In the track, Lamar weaves his poetic focus around a relative who is transgender, noting his own personal struggles as a child to understand and later accept who he’s calling the titular “Auntie.” Starting right out the gate with the lyric, “My auntie is a man now / I think I'm old enough to understand now,” Lamar challenges listeners to follow along on his journey of acceptance by beginning with an intentionally misleading grouping of words. Any confusion as to who or what he’s talking about in the song becomes pretty clear later in the song when he raps “Back when it was comedic relief to say, ‘Faggot’ / Faggot, faggot, faggot, we ain't know no better / Elementary kids with no filter, however / My auntie became a man and I took pride in it.”

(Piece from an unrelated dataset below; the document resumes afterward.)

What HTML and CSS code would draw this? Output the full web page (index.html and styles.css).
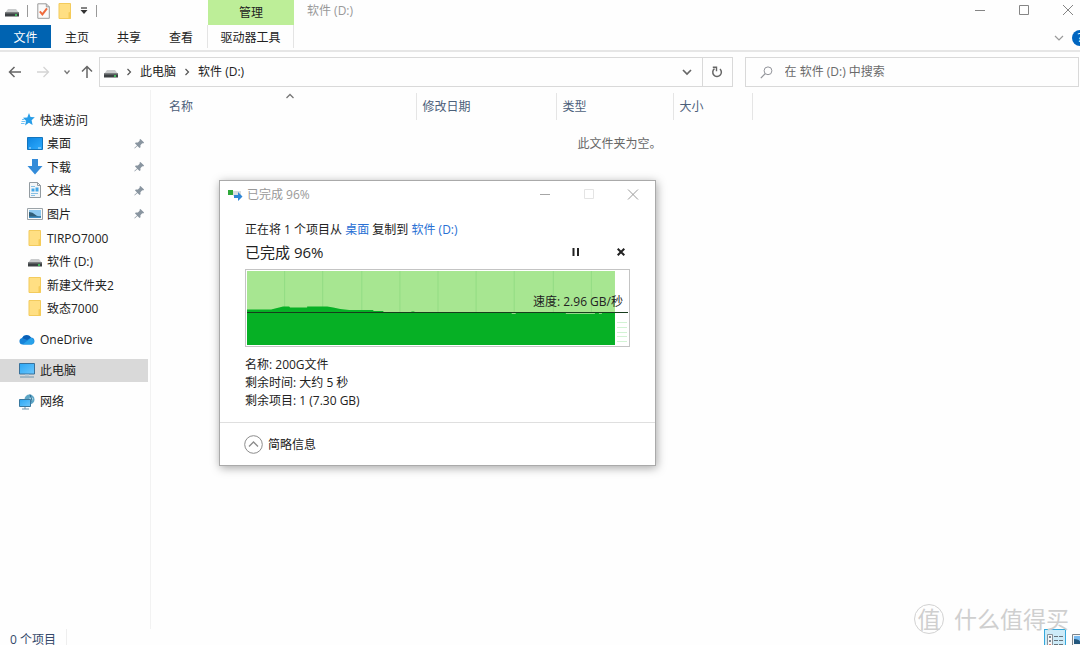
FILE: index.html
```html
<!DOCTYPE html>
<html lang="zh-CN">
<head>
<meta charset="utf-8">
<title>软件 (D:)</title>
<link rel="stylesheet" href="styles.css">
</head>
<body>
<svg class="sprite" aria-hidden="true">
  <defs>
    <linearGradient id="screen" x1="0" y1="0" x2="1" y2="1"><stop offset="0" stop-color="#2aa7f5"/><stop offset="1" stop-color="#6cc6fb"/></linearGradient>
    <linearGradient id="desk" x1="0" y1="0" x2="1" y2="1"><stop offset="0" stop-color="#0d84e0"/><stop offset="1" stop-color="#2eacff"/></linearGradient>
  </defs>
  <symbol id="drive" viewBox="0 0 14 14"><path d="M3 5h8l3 4H0z" fill="#c9cbcc"/><path d="M0 8.500h14v4H0z" fill="#3c4043"/><path d="M0 8.500h14v1H0z" fill="#74787b"/><circle cx="11" cy="11" r="1" fill="#45e066"/></symbol>
  <symbol id="folder" viewBox="0 0 14 16"><path d="M1 .5h11.500v15H1z" fill="#ffdf83" stroke="#f3cb5d"/><path d="M10.500 9.500l2.500-1v7h-2.500z" fill="#f5cb58"/></symbol>
  <symbol id="pin" viewBox="0 0 12 12"><path d="M7 1l4 4-1 1-1-.2-2 2 .1 2.200-1 1-2.400-2.400L.8 11.500l-.5-.5 3-2.900L1 5.800l1-1 2.200.1 2-2L6 2z" fill="#8995a0"/></symbol>
</svg>

<header class="titlebar">
  <div class="quick">
    <svg class="i14" aria-hidden="true"><use href="#drive"/></svg>
    <span class="bar"></span>
    <button class="plain" aria-label="属性"><svg width="13" height="16" viewBox="0 0 13 16"><path d="M.8.8h8.500l3 3v11.500H.8z" fill="#fafafa" stroke="#9b9b9b"/><path d="M9.300.8v3h3" fill="none" stroke="#9b9b9b"/><path d="M2.800 8.300l2.600 3 4.600-6" fill="none" stroke="#ee6a3c" stroke-width="2"/></svg></button>
    <button class="plain" aria-label="新建文件夹"><svg class="i-folder"><use href="#folder"/></svg></button>
    <button class="plain" aria-label="自定义快速访问工具栏"><svg width="8" height="8" viewBox="0 0 8 8"><path d="M1 1h6" stroke="#333" stroke-width="1.200"/><path d="M.5 3h7L4 7z" fill="#333"/></svg></button>
    <span class="bar"></span>
  </div>
  <div class="context">管理</div>
  <h1 class="caption">软件 (D:)</h1>
  <div class="wincontrols">
    <button class="plain" aria-label="最小化"><svg width="12" height="12" viewBox="0 0 12 12"><path d="M1 6.500h10" stroke="#858585"/></svg></button>
    <button class="plain" aria-label="最大化"><svg width="12" height="12" viewBox="0 0 12 12"><path d="M1.500 1.500h9v9h-9z" fill="none" stroke="#858585"/></svg></button>
    <button class="plain" aria-label="关闭"><svg width="12" height="12" viewBox="0 0 12 12"><path d="M1 1l10 10M11 1L1 11" stroke="#858585"/></svg></button>
  </div>
</header>

<nav class="ribbon">
  <button class="tab file">文件</button>
  <button class="tab">主页</button>
  <button class="tab">共享</button>
  <button class="tab">查看</button>
  <button class="tab tools">驱动器工具</button>
  <div class="ribbon-end">
    <button class="plain" aria-label="展开功能区"><svg width="10" height="8" viewBox="0 0 10 8"><path d="M1 2l4 4 4-4" fill="none" stroke="#9a9a9a" stroke-width="1.200"/></svg></button>
    <button class="help" aria-label="帮助">?</button>
  </div>
</nav>

<div class="navrow">
  <div class="arrows">
    <button class="plain" aria-label="后退"><svg width="14" height="12" viewBox="0 0 14 12"><path d="M6.500 1L1.500 6l5 5M1.500 6H13" fill="none" stroke="#666" stroke-width="1.500"/></svg></button>
    <button class="plain" aria-label="前进" disabled><svg width="14" height="12" viewBox="0 0 14 12"><path d="M7.500 1l5 5-5 5M12.500 6H1" fill="none" stroke="#d4d4d4" stroke-width="1.300"/></svg></button>
    <button class="plain recent" aria-label="最近位置"><svg width="8" height="8" viewBox="0 0 8 8"><path d="M1.500 2.500L4 5.500l2.500-3" fill="none" stroke="#777" stroke-width="1.300"/></svg></button>
    <button class="plain" aria-label="上移"><svg width="12" height="14" viewBox="0 0 12 14"><path d="M1 6.500l5-5 5 5M6 1.500V13" fill="none" stroke="#666" stroke-width="1.500"/></svg></button>
  </div>
  <div class="address">
    <svg class="i14" aria-hidden="true"><use href="#drive"/></svg>
    <svg class="sep" viewBox="0 0 6 8"><path d="M1.500 1l3 3-3 3" fill="none" stroke="#555" stroke-width="1.200"/></svg>
    <button class="plain">此电脑</button>
    <svg class="sep" viewBox="0 0 6 8"><path d="M1.500 1l3 3-3 3" fill="none" stroke="#555" stroke-width="1.200"/></svg>
    <button class="plain">软件 (D:)</button>
    <button class="plain drop" aria-label="以前的位置"><svg width="10" height="8" viewBox="0 0 10 8"><path d="M1 2l4 4 4-4" fill="none" stroke="#666" stroke-width="1.700"/></svg></button>
    <button class="plain refresh" aria-label="刷新"><svg width="12" height="12" viewBox="0 0 12 12"><path d="M9 3a4.300 4.300 0 1 1-5.500-.3" fill="none" stroke="#666" stroke-width="1.500"/><path d="M1.800 1.300h3.700v4" fill="none" stroke="#666" stroke-width="1.400"/></svg></button>
  </div>
  <label class="search">
    <svg width="13" height="13" viewBox="0 0 13 13" aria-hidden="true"><circle cx="8" cy="4.800" r="3.900" fill="none" stroke="#92949a"/><path d="M5.200 7.700L.8 12.200" stroke="#92949a" stroke-width="1.200"/></svg>
    <input type="text" aria-label="搜索" placeholder="在 软件 (D:) 中搜索">
  </label>
</div>

<main class="content">
  <aside class="sidebar">
    <ul class="places">
      <li class="row root"><svg width="14" height="13" viewBox="0 0 14 13"><path d="M8 0l1.500 4 4.300.2-3.200 3 1 4.800-3.700-2.300L4 12.500l1.200-4.600L2 4.800l4.300-.4z" fill="#279de8"/><path d="M.5 8.500h4M0 10.500h3.500M1 6.500h2.500" stroke="#74c3f5"/></svg><span>快速访问</span></li>
      <li class="row"><svg width="16" height="13" viewBox="0 0 16 13"><path d="M.5.500h15v12H.5z" fill="url(#desk)" stroke="#1375bd"/><path d="M2 11h2M11 11h3" stroke="#b7e3ff"/></svg><span>桌面</span><svg class="pin"><use href="#pin"/></svg></li>
      <li class="row"><svg width="16" height="16" viewBox="0 0 16 16"><path d="M5 0h6v7h4.500L8 15.500.5 7H5z" fill="#338bd9"/></svg><span>下载</span><svg class="pin"><use href="#pin"/></svg></li>
      <li class="row"><svg width="16" height="16" viewBox="0 0 16 16"><path d="M2.500.5h8l3 3v12h-11z" fill="#f3f6f8" stroke="#929ba1"/><path d="M10.500.5v3h3" fill="none" stroke="#929ba1"/><path d="M4 4.500h4M4 11.500h7M4 13.500h4" stroke="#86bfe4"/><path d="M4.500 6.500h3v3h-3zM8.500 5.500h3v4h-3z" fill="#45a7e7"/></svg><span>文档</span><svg class="pin"><use href="#pin"/></svg></li>
      <li class="row"><svg width="16" height="12" viewBox="0 0 16 12"><path d="M.5.500h15v11H.5z" fill="#f9fafa" stroke="#9ba3a8"/><path d="M2 2h12v8H2z" fill="#8fcaf0"/><path d="M2 4q4 0 6 2.500t6 1.500v2H2z" fill="#315f78"/><path d="M2 8.500h12V10H2z" fill="#3f8ec2"/></svg><span>图片</span><svg class="pin"><use href="#pin"/></svg></li>
      <li class="row"><svg class="i-folder"><use href="#folder"/></svg><span>TIRPO7000</span></li>
      <li class="row"><svg class="i14"><use href="#drive"/></svg><span>软件 (D:)</span></li>
      <li class="row"><svg class="i-folder"><use href="#folder"/></svg><span>新建文件夹2</span></li>
      <li class="row"><svg class="i-folder"><use href="#folder"/></svg><span>致态7000</span></li>
    </ul>
    <ul class="roots">
      <li class="row root"><svg width="16" height="11" viewBox="0 0 16 11"><path d="M3.500 10.500A3.300 3.300 0 0 1 3 4a5 5 0 0 1 9-.5 3.600 3.600 0 0 1 1 7z" fill="#1683d8"/><path d="M3.300 4A5 5 0 0 1 12 3.500L8 6z" fill="#0b5fb5"/><path d="M3.500 10.500L9 6.200l3-2.500a3.600 3.600 0 0 1 1 6.800z" fill="#28a2ea"/></svg><span>OneDrive</span></li>
      <li class="row root active"><svg width="16" height="15" viewBox="0 0 16 15"><path d="M.5.500h15v10.500H.5z" fill="url(#screen)" stroke="#39719a"/><path d="M6 11.500h4v1.500H6z" fill="#b9cbd6"/><path d="M1 14h14" stroke="#6d93ac"/></svg><span>此电脑</span></li>
      <li class="row root"><svg width="16" height="16" viewBox="0 0 16 16"><circle cx="10.500" cy="5.500" r="5" fill="#5ea6c6"/><path d="M8 2l3 1-1 3 3 1 1-3" fill="#c1dfe8"/><path d="M11 .5q3 4 0 10" fill="none" stroke="#266a93"/><path d="M.5 5.500h11v7H.5z" fill="url(#screen)" stroke="#39789f"/><path d="M3 15h7M6 13v2" stroke="#6d93ac"/></svg><span>网络</span></li>
    </ul>
  </aside>
  <section class="pane">
    <table class="files">
      <thead>
        <tr>
          <th class="c-name">名称<svg class="sort" width="8" height="6" viewBox="0 0 8 6"><path d="M.5 5L4 1.500 7.500 5" fill="none" stroke="#777" stroke-width="1.300"/></svg></th>
          <th class="c-date">修改日期</th>
          <th class="c-type">类型</th>
          <th class="c-size">大小</th>
          <td></td>
        </tr>
      </thead>
      <tbody><tr><td class="empty" colspan="5">此文件夹为空。</td></tr></tbody>
    </table>
  </section>
</main>

<footer class="status">
  <span class="count">0 个项目</span>
  <div class="views">
    <button class="view on" aria-label="详细信息"><svg width="16" height="14" viewBox="0 0 16 14"><path d="M.5.500h5v13h-5z" fill="#f6f6f6" stroke="#8a9299"/><path d="M2 3h2M2 7h2" stroke="#4d6679" stroke-width="1.500"/><path d="M2 11h2" stroke="#d9604a" stroke-width="1.500"/><path d="M7 2.500h4M12 2.500h4M7 6.500h4M12 6.500h4M7 10.500h4M12 10.500h4" stroke="#68727a"/></svg></button>
    <button class="view" aria-label="大图标"><svg width="16" height="14" viewBox="0 0 16 14"><path d="M.5.500h15v13H.5z" fill="#f6f6f6" stroke="#7c858c"/><path d="M2 2h12v8H2z" fill="#77baf0"/><path d="M2 5q5 0 6 2.500h6V10H2z" fill="#23577d"/></svg></button>
  </div>
</footer>

<div class="dialog" role="dialog" aria-labelledby="dlg-title">
  <div class="dlg-bar">
    <svg width="16" height="14" viewBox="0 0 16 14" aria-hidden="true"><path d="M1 2h5v5H1z" fill="#2fa83a"/><path d="M6 3h8v5H6z" fill="#d9dde0"/><path d="M7 7h4V4l4.500 4.500L11 13v-3H7z" fill="#2e86d6"/></svg>
    <h2 id="dlg-title">已完成 96%</h2>
    <div class="dlg-controls">
      <button class="plain" aria-label="最小化"><svg width="12" height="12" viewBox="0 0 12 12"><path d="M1 5.500h10" stroke="#a6a6a6"/></svg></button>
      <button class="plain" aria-label="最大化" disabled><svg width="12" height="12" viewBox="0 0 12 12"><path d="M1.500.5h9v9h-9z" fill="none" stroke="#e4e4e4"/></svg></button>
      <button class="plain" aria-label="关闭"><svg width="12" height="12" viewBox="0 0 12 12"><path d="M1 .5l10 10M11 .5l-10 10" stroke="#999"/></svg></button>
    </div>
  </div>
  <div class="dlg-body">
    <p class="from">正在将 1 个项目从 <a href="#desktop">桌面</a> 复制到 <a href="#drive-d">软件 (D:)</a></p>
    <div class="progress-line">
      <p class="progress">已完成 96%</p>
      <button class="plain" aria-label="暂停"><svg width="8" height="8" viewBox="0 0 8 8"><path d="M1.500 0v8M6 0v8" stroke="#222" stroke-width="2"/></svg></button>
      <button class="plain" aria-label="取消"><svg width="8" height="8" viewBox="0 0 8 8"><path d="M.7.700l6.600 6.600M7.300.7L.7 7.300" stroke="#222" stroke-width="2"/></svg></button>
    </div>
    <div class="chart">
      <svg viewBox="0 0 380 74" preserveAspectRatio="none" aria-hidden="true">
        <path d="M0 0h367v74H0z" fill="#a7e691"/>
        <path d="M37.500 0v42M75.500 0v42M114.500 0v42M152.500 0v42M190.500 0v42M228.500 0v42M266.500 0v42M305.500 0v42M343.500 0v42" stroke="#93dc84"/>
        <path d="M369 51.500h10M369 56.500h10M369 61.500h10M369 65.500h10M369 70.500h10" stroke="#d2f3d4"/>
        <path d="M0 38.500h24l6-1.500 6-1.500h6l1 1h17v-1h20l6 1 7 1.500 9 1h24v1h10v1h28v-.5h3v.5h200v33H0z" fill="#06b025"/>
        <path d="M264 42.500h4M318 42.500h29M351 42.500h3" stroke="#8fdc86"/>
        <path d="M0 41.500h380" stroke="#173c1c"/>
      </svg>
      <span class="speed">速度: 2.96 GB/秒</span>
    </div>
    <div class="details">
      <p>名称: 200G文件</p>
      <p>剩余时间: 大约 5 秒</p>
      <p>剩余项目: 1 (7.30 GB)</p>
    </div>
  </div>
  <div class="dlg-foot">
    <button class="plain less"><svg width="19" height="19" viewBox="0 0 19 19"><circle cx="9.500" cy="9.500" r="8.800" fill="none" stroke="#8c8c8c"/><path d="M5 11.500l4.500-4.500 4.500 4.500" fill="none" stroke="#8c8c8c" stroke-width="1.300"/></svg>简略信息</button>
  </div>
</div>

<div class="watermark"><span class="seal">值</span><span>什么值得买</span></div>
</body>
</html>
```
FILE: styles.css
```css
* { box-sizing: border-box; }
html, body { height: 100%; }
body {
  margin: 0;
  position: relative;
  display: flex;
  flex-direction: column;
  overflow: hidden;
  background: #fefefe;
  color: #222;
  font: 12px/16px "Open Sans", "Noto Sans CJK SC", sans-serif;
}
h1, h2, p, ul { margin: 0; padding: 0; font-size: inherit; font-weight: 400; }
ul { list-style: none; }
svg { display: block; flex: none; }
button, input { font: inherit; color: inherit; }
.sprite { position: absolute; width: 0; height: 0; }
.plain {
  display: flex;
  align-items: center;
  justify-content: center;
  padding: 0;
  border: 0;
  background: none;
  white-space: nowrap;
}
.i14 { width: 14px; height: 14px; }
.i-folder { width: 14px; height: 16px; }

/* title bar */
.titlebar { display: flex; height: 25px; flex: none; }
.quick { display: flex; align-items: center; width: 208px; gap: 8px; padding: 0 0 4px 5px; }
.bar { width: 1px; height: 12px; background: #999; }
.quick .bar + .plain { margin-left: 1px; }
.context {
  width: 86px;
  background: #bdee98;
  text-align: center;
  line-height: 26px;
}
.caption { padding-left: 13px; color: #999; line-height: 22px; }
.wincontrols { display: flex; align-items: center; gap: 32px; margin-left: auto; padding: 0 6px 5px 0; }

/* ribbon */
.ribbon { display: flex; height: 27px; flex: none; border-bottom: 2px solid #e6e6e6; }
.tab { width: 52px; height: 23px; padding: 2px 0 0; border: 0; background: none; }
.tab.file { width: 51px; background: #0063b1; color: #fff; }
.tab.tools { width: 87px; border: solid #e4e4e4; border-width: 0 1px; }
.ribbon-end { display: flex; align-items: center; gap: 8px; margin: 0 -8px 0 auto; }
.help {
  width: 16px;
  height: 16px;
  padding: 0;
  border: 0;
  border-radius: 50%;
  background: #0065c0;
  color: #fff;
  line-height: 16px;
}

/* address row */
.navrow { display: flex; flex: none; padding: 5px 1px 3px 0; }
.arrows { display: flex; align-items: center; width: 99px; padding-left: 8px; gap: 14px; }
.recent { margin: 0 -4px 0 -1px; }
.address, .search { display: flex; align-items: center; height: 30px; border: 1px solid #d9d9d9; }
.address { flex: 1; padding-left: 4px; gap: 8px; }
.sep { width: 6px; height: 8px; }
.drop { width: 30px; height: 28px; margin: 0 -8px 0 auto; }
.refresh { width: 30px; height: 28px; border-left: 1px solid #d9d9d9; }
.search { width: 31%; margin-left: 12px; padding-left: 14px; gap: 12px; }
.search input { flex: 1; min-width: 0; padding: 0; border: 0; outline: 0; background: none; }
.search input::placeholder { color: #6a6a6a; opacity: 1; }

/* content */
.content { display: flex; flex: 1; min-height: 0; }
.sidebar { width: 151px; padding-top: 18px; border-right: 1px solid #f2f2f2; }
.places { display: grid; grid-template-rows: repeat(9, 1fr); height: 212px; }
.roots { display: grid; gap: 8px; padding-top: 8px; }
.row {
  display: flex;
  align-items: center;
  min-height: 23px;
  margin-right: 2px;
  padding: 0 3px 0 27px;
  gap: 4px;
}
.row > svg:first-child { margin: 0 auto; }
.row > span { flex: 1; }
.places .row > span { padding-top: 2px; }
.row > .i14, .row > .i-folder { width: 16px; }
.row.root { padding-left: 19px; gap: 5px; }
.places .row.root { padding-left: 21px; }
.row.active { background: #d9d9d9; }
.row .pin { width: 11px; height: 11px; }

.pane { flex: 1; min-width: 0; padding-top: 3px; }
.files { width: 100%; border-collapse: collapse; table-layout: fixed; }
.files th {
  position: relative;
  height: 27px;
  padding: 0 0 0 6px;
  border-right: 1px solid #e5e5e5;
  color: #4c607a;
  font-weight: 400;
  text-align: left;
}
.files .c-name { width: 265px; padding-left: 18px; }
.c-date { width: 140px; }
.c-type { width: 117px; }
.c-size { width: 79px; }
.sort { position: absolute; top: 0; left: 51%; }
.files .empty { padding: 16px 0 0 8px; color: #666; text-align: center; }

/* status bar */
.status { display: flex; flex: none; height: 16px; overflow: hidden; color: #34486a; }
.count { height: 20px; padding: 3px 10px 0; border-right: 1px solid #eee; }
.views { display: flex; gap: 3px; margin: 0 -11px 0 auto; }
.view { display: flex; width: 22px; height: 22px; padding: 4px 2px; border: 1px solid transparent; background: none; }
.view.on { border-color: #35a8dc; background: #cdebf8; }

/* copy dialog */
.dialog {
  position: absolute;
  top: 180px;
  left: 219px;
  width: 437px;
  border: 1px solid #aaa;
  background: #fff;
  box-shadow: 1px 2px 9px rgba(0, 0, 0, .35);
}
.dlg-bar { display: flex; align-items: center; height: 28px; padding: 0 16px 0 7px; gap: 4px; color: #999; }
.dlg-controls { display: flex; gap: 32px; margin-left: auto; }
.dlg-body { padding: 13px 25px 12px; }
.from a { color: #2a70d4; text-decoration: none; }
.progress-line { display: flex; align-items: center; gap: 37px; height: 28px; padding-right: 5px; }
.progress { flex: 1; font-size: 15px; line-height: 24px; }
.chart { position: relative; height: 78px; margin-top: 3px; padding: 1px; border: 1px solid #c4c4c4; background: #fff; }
.chart svg { width: 100%; height: 100%; }
.speed { position: absolute; right: 6px; top: 24px; }
.details { padding-top: 9px; line-height: 18px; }
.dlg-foot { height: 43px; padding: 12px 24px; border-top: 1px solid #dfdfdf; }
.less { gap: 5px; }

.watermark {
  position: absolute;
  right: 11px;
  bottom: 8px;
  display: flex;
  align-items: center;
  gap: 10px;
  color: #cfcfcf;
  font-size: 23px;
  line-height: 36px;
}
.seal {
  width: 30px;
  height: 30px;
  border: 1px solid #d2d2d2;
  border-radius: 50%;
  line-height: 28px;
  text-align: center;
}
```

While it’s great Lamar is taking pride in his trans relative, at multiple points in the song he not only misgenders this relative, but deadnames them (as well as Caitlyn Jenner for good measure,) and uses some pretty heteronormative examples of his subject to seemingly prove that they act manly enough to be considered one. Clearly, this started a lot of debate on social media on Friday morning: some people praised Kendrick for tackling such an important issue at all, and others who have problems with the song’s execution.

As to what I think as a member of the LGBTQ community, I’m waffling as much as the Kombucha Girl is in her most famous GIF. I can see the positives in a cishet rapper expressing his support for the trans community, but at this point there are countless trans, gay, and queer rappers making phenomenal music and doing it inoffensively (at least, inoffensively in the right places) so the disconnect is pretty stark when you compare the two. It’s understandable for people to be reluctant to label this song with the “ally” stamp just weeks away from Pride Month; I wonder if he played this to his relative before he released it for the world to consume. One thing you can’t fault Lamar for is that this discussion will likely last as long as his album stays on the charts.